If the results of a new survey are any sign, Americans now think Donald Trump should focus on more pressing matters than his Twitter account.
According to a survey of nearly 1,000 U.S. adults released today by Quinnipiac University, 64 percent said they think the president-elect should give up his 19.4 million followers on the platform when he becomes president.
So what's all the fuss? It depends on whom you ask. While supporters say Twitter's a useful way for Trump to get messages out without needing traditional media, critics say he's often divisive with his rhetoric, reckless with his facts and vulnerable to potential future hacks that could set off international crises. (Even the U.S. State Department has expressed concerns.)
"President Barack Obama leaves the White House a lot more popular than Donald Trump is as he crosses the threshold and saddles up for the most important job in the world," Tim Malloy, assistant director of the Quinnipiac University Poll, said in a statement about the results. "President-elect Trump gets points for strength and intelligence, but voters' feelings about his personality traits, empathy, leadership and level-headedness are headed south."
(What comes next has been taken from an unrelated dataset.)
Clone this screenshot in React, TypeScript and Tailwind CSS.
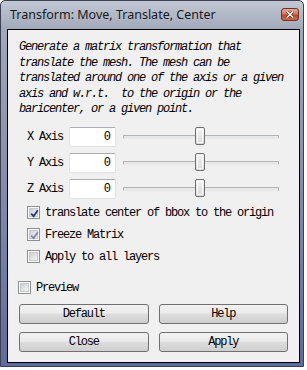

It's not just Democrats who are worried. In fact, according to the poll, only about half of Republicans think Trump should keep tweeting at all (from @POTUS or his own handle). Respondents were also split on whether Trump will be a successful president. According to Quinnipiac, 12 percent said he will be a "great" president, 30 percent said he'd be a "good" president, 20 percent said he might be "not so good" and 32 said he will be "bad."
For those keeping track, Trump is now just 10 days away from taking over the @POTUS handle in addition to his own account.